» **Problem description**: Which lines below hold the word "that"? Report each one.

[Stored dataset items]
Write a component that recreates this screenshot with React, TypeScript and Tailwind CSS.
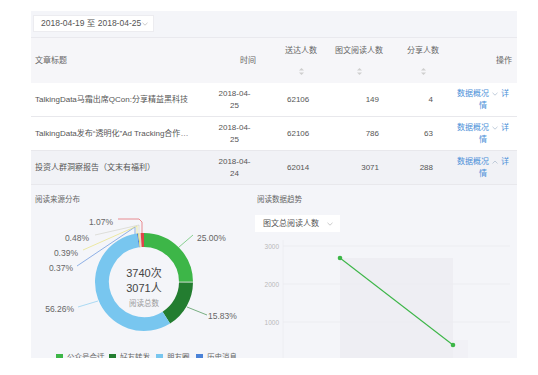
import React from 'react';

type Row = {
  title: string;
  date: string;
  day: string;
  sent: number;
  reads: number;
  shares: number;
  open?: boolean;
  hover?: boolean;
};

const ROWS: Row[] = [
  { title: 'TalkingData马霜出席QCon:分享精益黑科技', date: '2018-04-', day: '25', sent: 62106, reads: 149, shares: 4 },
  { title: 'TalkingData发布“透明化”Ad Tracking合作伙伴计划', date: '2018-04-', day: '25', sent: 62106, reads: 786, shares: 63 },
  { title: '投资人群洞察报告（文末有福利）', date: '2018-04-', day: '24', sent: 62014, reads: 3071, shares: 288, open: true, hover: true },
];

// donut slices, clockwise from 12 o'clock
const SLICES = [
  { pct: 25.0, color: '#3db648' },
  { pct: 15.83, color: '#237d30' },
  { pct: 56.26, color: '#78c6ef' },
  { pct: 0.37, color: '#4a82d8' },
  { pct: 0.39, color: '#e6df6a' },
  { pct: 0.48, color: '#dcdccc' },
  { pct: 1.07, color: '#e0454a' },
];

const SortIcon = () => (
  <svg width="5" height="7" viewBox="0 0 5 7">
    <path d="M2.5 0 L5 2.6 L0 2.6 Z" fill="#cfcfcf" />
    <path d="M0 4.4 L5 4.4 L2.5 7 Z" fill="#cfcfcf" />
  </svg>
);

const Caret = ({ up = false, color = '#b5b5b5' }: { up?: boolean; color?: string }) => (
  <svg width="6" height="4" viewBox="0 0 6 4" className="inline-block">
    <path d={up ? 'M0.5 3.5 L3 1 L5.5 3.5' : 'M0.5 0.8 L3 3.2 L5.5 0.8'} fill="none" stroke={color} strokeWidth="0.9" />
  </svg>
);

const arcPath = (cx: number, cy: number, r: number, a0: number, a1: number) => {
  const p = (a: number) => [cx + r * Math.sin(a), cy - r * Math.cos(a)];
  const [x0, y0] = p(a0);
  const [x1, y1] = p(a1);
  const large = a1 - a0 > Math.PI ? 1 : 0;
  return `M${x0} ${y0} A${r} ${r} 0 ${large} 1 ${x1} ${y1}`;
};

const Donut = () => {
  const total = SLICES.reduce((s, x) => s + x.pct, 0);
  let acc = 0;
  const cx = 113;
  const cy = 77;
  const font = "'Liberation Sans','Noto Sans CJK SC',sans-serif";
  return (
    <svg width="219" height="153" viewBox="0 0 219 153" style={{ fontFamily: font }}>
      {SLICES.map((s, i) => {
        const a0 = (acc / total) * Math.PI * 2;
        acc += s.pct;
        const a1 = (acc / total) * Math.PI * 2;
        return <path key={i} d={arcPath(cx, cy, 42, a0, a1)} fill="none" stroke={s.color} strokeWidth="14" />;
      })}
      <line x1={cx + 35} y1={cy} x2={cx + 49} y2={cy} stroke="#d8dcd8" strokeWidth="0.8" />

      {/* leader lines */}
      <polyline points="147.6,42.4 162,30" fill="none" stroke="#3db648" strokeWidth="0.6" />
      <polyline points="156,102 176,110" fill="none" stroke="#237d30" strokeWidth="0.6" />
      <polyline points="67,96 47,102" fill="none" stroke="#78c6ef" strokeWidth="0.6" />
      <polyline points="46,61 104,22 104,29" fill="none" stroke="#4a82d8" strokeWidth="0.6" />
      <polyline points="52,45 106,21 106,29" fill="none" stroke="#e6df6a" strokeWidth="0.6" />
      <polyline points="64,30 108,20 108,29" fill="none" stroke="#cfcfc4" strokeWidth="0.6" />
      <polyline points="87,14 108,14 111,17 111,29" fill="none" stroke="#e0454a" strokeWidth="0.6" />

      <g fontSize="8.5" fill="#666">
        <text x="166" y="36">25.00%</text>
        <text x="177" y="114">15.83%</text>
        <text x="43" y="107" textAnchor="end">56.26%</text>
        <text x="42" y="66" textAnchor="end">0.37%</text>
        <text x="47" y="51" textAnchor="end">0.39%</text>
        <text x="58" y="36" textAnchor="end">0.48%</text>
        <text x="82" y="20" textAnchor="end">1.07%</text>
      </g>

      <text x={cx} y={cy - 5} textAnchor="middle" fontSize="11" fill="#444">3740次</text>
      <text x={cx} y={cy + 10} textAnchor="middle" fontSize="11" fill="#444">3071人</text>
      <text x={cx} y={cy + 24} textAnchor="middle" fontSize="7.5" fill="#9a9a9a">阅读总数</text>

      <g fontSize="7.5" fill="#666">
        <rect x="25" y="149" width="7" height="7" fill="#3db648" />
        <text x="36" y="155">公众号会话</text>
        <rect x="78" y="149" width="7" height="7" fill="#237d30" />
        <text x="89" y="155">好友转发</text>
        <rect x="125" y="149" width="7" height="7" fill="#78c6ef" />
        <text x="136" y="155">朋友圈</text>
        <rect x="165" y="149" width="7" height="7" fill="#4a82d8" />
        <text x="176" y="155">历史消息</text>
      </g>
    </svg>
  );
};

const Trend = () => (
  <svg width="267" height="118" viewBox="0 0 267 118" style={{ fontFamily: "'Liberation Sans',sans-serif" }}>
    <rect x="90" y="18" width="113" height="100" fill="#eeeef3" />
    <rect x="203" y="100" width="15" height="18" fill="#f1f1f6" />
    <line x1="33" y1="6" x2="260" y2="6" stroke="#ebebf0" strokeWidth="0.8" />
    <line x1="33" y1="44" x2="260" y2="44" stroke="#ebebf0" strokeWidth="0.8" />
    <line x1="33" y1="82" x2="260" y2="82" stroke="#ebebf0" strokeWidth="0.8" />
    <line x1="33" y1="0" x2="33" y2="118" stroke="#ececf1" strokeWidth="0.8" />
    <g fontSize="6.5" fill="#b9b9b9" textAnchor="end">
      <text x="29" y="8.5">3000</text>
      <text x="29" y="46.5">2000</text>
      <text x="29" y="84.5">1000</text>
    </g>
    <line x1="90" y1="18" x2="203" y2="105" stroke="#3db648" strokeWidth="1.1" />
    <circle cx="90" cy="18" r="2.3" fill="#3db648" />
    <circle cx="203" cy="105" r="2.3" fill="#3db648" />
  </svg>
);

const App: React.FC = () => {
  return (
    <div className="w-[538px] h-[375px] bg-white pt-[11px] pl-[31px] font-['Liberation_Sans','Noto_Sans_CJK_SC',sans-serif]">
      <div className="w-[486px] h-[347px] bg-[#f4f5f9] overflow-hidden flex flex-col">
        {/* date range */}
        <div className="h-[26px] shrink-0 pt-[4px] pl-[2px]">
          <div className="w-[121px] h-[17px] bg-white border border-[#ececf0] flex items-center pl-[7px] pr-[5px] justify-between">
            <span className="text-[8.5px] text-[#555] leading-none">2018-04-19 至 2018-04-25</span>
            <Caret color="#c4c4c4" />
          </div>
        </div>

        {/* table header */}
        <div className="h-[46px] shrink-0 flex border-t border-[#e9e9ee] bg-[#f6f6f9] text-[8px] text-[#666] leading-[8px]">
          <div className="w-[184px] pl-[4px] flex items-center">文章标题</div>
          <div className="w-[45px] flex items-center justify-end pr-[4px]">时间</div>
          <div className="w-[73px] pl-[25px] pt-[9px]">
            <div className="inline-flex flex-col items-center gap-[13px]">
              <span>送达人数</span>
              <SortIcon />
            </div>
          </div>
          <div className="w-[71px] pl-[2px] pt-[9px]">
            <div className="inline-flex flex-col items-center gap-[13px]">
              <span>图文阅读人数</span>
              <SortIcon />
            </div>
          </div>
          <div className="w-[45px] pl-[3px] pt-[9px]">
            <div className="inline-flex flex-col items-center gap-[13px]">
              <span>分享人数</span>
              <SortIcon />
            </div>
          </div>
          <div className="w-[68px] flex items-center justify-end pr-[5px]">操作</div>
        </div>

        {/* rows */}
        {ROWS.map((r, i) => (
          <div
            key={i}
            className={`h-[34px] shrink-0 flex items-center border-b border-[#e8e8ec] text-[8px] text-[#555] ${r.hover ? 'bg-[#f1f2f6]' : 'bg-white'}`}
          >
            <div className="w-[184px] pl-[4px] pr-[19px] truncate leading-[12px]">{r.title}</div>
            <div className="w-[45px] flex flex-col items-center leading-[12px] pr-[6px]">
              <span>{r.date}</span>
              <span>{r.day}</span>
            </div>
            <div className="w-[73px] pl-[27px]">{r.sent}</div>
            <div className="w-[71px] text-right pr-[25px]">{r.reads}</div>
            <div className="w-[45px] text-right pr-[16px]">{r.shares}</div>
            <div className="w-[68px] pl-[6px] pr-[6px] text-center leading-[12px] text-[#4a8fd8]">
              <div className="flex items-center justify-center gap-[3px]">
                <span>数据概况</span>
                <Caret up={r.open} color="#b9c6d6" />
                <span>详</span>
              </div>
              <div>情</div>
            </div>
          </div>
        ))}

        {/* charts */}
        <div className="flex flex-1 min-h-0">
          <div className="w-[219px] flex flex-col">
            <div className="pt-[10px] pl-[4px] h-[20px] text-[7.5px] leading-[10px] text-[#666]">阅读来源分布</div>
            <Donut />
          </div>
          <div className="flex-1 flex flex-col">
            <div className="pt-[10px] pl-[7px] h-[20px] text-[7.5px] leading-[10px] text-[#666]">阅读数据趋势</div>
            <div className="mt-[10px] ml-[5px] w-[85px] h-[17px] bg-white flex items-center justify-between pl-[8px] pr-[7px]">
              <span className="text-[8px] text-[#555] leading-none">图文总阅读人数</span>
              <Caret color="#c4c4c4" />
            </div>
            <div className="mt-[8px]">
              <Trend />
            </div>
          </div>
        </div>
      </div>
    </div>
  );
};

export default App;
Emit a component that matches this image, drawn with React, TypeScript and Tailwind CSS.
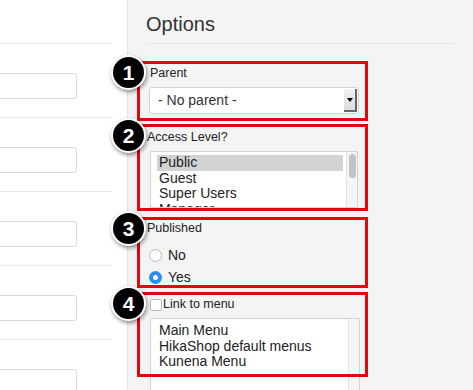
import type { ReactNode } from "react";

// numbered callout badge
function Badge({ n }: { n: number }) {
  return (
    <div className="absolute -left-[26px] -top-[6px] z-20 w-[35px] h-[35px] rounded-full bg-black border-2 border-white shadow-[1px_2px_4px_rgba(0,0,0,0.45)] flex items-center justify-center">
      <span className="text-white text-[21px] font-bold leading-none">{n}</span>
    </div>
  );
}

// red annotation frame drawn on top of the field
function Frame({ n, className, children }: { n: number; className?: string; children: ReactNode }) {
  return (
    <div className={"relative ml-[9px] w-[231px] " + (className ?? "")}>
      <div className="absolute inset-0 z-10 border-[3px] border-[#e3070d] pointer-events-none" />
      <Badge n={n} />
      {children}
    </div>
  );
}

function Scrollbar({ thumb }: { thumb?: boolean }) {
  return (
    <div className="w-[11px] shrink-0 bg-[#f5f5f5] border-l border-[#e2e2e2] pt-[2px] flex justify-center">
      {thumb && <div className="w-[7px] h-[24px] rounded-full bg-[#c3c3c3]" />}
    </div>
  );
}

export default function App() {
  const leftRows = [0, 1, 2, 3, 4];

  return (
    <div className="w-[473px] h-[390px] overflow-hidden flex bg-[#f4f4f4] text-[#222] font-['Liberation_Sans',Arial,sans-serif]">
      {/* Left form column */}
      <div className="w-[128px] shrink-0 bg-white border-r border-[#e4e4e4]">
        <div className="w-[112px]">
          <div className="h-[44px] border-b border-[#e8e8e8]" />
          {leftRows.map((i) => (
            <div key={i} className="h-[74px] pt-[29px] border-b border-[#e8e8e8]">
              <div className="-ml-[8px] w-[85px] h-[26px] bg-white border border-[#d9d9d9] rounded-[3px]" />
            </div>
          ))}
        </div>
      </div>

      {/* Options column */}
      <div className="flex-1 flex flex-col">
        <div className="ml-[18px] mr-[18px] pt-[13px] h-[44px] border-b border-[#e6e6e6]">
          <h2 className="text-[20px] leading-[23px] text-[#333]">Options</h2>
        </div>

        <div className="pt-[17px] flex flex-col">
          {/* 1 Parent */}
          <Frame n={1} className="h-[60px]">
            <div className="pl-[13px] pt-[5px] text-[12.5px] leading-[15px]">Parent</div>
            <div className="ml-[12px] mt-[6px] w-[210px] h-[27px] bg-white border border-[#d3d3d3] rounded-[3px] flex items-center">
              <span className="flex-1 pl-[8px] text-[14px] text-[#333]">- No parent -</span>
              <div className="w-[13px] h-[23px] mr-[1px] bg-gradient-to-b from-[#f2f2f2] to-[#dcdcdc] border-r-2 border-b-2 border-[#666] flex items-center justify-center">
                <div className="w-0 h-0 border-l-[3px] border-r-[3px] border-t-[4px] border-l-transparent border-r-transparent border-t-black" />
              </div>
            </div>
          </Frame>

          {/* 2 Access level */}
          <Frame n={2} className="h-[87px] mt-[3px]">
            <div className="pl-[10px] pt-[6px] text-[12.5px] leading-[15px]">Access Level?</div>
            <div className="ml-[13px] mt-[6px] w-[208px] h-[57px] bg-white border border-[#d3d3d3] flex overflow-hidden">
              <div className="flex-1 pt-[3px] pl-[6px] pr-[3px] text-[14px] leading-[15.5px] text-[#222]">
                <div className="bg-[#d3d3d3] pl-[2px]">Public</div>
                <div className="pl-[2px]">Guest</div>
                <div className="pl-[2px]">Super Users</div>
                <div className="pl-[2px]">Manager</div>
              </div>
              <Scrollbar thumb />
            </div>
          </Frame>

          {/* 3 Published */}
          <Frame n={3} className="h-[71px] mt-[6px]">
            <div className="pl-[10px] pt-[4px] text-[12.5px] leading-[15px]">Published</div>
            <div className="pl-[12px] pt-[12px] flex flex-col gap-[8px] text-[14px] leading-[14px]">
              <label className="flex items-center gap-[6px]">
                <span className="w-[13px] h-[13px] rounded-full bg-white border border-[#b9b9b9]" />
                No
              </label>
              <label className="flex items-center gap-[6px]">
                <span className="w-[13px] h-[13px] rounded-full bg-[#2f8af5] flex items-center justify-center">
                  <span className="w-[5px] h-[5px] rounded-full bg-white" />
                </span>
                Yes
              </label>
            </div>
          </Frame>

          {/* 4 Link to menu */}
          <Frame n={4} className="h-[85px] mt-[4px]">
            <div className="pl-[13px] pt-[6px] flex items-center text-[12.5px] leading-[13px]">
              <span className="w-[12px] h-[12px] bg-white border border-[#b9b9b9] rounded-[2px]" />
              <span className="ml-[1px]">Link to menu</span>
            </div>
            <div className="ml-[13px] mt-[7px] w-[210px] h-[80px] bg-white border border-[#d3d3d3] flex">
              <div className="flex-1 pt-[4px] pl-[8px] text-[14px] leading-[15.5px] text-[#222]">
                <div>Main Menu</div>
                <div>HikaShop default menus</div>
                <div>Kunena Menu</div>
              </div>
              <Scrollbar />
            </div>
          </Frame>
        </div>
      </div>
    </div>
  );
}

» **Complete response**:
Write a component that recreates this screenshot with React, TypeScript and Tailwind CSS.
Emit a component that matches this image, drawn with React, TypeScript and Tailwind CSS.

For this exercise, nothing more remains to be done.